> [Task brief] Read through the data and report every line in which the word "this" occurs.

> [Dataset section]

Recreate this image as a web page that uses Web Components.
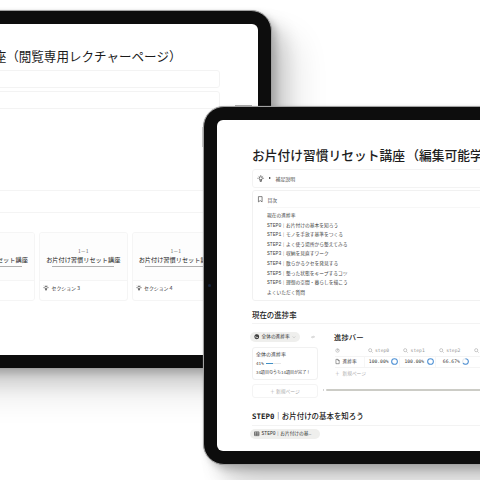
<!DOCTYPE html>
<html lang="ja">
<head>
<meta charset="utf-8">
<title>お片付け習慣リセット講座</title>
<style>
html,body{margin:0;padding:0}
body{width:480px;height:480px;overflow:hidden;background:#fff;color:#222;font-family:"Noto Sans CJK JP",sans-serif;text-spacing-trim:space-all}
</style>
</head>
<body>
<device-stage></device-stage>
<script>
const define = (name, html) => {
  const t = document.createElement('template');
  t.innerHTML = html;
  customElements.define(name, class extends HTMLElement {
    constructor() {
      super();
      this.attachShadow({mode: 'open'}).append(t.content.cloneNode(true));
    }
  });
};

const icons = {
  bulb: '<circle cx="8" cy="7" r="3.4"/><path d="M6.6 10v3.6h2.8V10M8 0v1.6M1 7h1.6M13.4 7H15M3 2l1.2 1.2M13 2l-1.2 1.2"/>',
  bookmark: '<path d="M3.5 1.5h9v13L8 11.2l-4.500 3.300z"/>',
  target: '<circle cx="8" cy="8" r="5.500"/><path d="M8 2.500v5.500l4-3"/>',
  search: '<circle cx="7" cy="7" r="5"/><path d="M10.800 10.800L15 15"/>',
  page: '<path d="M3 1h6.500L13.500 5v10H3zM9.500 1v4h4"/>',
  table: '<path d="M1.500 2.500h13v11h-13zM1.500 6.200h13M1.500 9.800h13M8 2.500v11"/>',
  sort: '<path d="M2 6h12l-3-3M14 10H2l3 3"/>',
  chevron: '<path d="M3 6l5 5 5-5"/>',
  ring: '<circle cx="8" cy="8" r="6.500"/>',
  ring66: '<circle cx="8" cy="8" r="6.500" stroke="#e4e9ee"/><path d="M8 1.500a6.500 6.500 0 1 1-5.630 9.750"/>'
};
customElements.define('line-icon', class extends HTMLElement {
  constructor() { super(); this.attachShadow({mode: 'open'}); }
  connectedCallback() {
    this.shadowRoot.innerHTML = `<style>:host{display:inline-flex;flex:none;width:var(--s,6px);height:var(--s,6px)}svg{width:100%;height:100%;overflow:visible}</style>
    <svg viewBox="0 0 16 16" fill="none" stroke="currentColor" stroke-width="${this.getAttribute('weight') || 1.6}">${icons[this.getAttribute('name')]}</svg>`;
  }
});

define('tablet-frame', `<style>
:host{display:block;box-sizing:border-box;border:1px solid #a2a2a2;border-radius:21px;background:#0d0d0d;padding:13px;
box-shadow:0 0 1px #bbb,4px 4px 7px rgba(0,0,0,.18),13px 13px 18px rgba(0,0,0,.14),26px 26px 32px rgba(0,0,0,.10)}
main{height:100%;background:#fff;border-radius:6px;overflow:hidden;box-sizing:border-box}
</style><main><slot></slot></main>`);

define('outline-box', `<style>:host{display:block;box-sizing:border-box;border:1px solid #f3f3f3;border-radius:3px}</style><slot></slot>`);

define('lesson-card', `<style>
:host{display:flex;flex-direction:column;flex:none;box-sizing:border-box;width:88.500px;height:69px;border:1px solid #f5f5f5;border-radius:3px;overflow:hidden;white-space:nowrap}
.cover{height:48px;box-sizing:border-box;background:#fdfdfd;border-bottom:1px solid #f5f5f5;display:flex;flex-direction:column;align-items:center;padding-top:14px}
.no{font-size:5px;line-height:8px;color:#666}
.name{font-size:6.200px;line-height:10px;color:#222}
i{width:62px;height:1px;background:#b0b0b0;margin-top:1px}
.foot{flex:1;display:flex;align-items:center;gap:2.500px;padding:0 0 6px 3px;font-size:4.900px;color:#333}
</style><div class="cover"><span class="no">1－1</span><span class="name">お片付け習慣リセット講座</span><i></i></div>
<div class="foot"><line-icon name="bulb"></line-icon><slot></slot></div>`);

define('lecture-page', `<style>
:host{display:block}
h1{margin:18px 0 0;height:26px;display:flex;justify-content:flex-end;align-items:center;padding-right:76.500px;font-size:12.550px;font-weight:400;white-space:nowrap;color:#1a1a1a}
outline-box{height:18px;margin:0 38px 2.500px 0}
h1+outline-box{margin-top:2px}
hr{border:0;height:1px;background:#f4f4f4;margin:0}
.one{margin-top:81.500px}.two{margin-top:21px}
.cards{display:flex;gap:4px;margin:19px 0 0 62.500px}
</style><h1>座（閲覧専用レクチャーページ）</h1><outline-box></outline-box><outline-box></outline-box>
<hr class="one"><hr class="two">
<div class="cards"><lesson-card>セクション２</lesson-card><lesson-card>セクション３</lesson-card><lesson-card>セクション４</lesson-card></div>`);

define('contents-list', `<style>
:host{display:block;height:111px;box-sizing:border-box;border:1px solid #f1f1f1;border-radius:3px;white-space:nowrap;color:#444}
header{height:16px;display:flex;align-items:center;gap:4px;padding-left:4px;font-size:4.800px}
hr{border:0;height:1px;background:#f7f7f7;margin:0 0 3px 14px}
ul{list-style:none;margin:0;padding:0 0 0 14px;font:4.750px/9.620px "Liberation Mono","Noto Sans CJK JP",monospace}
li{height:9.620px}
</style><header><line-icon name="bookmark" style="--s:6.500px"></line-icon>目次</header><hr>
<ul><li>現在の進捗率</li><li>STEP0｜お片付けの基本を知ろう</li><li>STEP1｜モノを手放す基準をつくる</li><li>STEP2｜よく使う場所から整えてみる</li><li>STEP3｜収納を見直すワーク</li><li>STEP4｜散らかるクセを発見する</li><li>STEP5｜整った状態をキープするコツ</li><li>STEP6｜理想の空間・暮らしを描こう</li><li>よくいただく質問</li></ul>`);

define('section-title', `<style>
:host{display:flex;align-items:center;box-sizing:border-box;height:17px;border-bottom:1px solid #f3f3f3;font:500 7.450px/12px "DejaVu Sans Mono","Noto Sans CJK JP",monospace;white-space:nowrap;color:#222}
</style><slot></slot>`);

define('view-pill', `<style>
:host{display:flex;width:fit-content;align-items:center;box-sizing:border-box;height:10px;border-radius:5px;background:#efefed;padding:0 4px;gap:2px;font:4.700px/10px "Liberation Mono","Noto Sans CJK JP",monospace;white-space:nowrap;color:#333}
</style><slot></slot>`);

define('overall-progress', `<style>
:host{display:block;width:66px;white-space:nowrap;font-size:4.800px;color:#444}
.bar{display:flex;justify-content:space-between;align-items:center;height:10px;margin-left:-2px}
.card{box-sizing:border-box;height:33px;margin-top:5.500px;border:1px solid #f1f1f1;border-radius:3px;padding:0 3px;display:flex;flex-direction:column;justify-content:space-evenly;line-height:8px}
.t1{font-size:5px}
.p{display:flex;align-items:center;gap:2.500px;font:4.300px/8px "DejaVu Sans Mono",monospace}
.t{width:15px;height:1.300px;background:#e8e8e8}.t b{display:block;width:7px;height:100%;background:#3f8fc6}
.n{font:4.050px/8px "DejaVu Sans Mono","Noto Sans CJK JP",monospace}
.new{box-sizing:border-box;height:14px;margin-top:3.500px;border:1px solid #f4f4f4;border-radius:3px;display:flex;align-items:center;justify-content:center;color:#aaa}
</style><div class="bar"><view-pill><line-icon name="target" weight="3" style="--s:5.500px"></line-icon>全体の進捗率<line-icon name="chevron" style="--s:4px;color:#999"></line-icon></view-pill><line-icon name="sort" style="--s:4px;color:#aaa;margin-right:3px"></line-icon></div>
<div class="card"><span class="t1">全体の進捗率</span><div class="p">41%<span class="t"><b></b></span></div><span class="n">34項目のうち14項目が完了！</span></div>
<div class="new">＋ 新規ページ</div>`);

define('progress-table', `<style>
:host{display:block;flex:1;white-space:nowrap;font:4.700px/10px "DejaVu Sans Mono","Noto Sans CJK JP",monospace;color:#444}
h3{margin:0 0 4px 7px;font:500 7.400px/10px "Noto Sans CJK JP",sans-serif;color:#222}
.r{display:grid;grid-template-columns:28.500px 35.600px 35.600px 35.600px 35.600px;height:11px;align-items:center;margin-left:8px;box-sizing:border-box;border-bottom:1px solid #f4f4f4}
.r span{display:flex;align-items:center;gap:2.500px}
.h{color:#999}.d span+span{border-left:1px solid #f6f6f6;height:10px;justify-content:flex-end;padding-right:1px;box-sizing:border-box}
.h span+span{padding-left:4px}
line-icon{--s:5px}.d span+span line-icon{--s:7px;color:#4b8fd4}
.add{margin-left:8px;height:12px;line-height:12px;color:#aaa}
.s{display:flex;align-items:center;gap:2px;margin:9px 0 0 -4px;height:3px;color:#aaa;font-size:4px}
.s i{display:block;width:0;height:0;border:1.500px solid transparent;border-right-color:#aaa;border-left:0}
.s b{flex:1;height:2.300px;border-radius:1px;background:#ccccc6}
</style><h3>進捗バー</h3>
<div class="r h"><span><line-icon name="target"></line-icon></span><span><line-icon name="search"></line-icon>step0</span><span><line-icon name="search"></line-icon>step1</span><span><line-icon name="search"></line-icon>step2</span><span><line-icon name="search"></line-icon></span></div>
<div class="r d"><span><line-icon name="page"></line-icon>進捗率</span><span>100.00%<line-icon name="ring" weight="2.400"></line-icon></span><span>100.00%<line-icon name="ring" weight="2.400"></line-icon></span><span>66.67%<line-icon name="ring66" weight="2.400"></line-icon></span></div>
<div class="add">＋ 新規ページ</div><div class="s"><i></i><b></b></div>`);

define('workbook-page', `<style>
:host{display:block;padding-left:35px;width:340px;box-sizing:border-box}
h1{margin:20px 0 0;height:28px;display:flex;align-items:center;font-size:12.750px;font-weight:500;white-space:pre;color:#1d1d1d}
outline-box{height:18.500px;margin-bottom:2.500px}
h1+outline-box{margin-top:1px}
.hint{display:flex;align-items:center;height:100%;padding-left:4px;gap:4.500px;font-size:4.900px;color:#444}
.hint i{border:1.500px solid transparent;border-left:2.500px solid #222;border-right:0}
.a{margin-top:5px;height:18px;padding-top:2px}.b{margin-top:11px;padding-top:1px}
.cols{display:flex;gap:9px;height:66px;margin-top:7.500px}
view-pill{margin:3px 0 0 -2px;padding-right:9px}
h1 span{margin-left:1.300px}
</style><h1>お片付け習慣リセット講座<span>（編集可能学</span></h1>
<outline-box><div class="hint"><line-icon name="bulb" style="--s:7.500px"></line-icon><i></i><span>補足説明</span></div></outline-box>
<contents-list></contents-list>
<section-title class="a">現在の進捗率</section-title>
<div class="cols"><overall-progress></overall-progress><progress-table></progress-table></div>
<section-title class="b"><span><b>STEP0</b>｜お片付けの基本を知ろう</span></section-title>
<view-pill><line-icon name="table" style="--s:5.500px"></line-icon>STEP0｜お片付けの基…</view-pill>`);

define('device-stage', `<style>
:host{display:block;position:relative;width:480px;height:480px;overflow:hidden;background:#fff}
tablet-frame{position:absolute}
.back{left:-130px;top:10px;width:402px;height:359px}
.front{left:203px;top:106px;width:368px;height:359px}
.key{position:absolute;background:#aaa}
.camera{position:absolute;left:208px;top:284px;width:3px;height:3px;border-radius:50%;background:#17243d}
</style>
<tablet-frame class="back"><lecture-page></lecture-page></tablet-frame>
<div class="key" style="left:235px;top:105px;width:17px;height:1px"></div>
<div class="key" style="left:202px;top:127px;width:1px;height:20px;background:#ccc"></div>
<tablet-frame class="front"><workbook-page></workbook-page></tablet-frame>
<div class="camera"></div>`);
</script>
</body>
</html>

> [Completed task]
Recreate this image as a web page that uses Web Components.
      this.attachShadow({mode: 'open'}).append(t.content.cloneNode(true));
  constructor() { super(); this.attachShadow({mode: 'open'}); }
    this.shadowRoot.innerHTML = `<style>:host{display:inline-flex;flex:none;width:var(--s,6px);height:var(--s,6px)}svg{width:100%;height:100%;overflow:visible}</style>
    <svg viewBox="0 0 16 16" fill="none" stroke="currentColor" stroke-width="${this.getAttribute('weight') || 1.6}">${icons[this.getAttribute('name')]}</svg>`;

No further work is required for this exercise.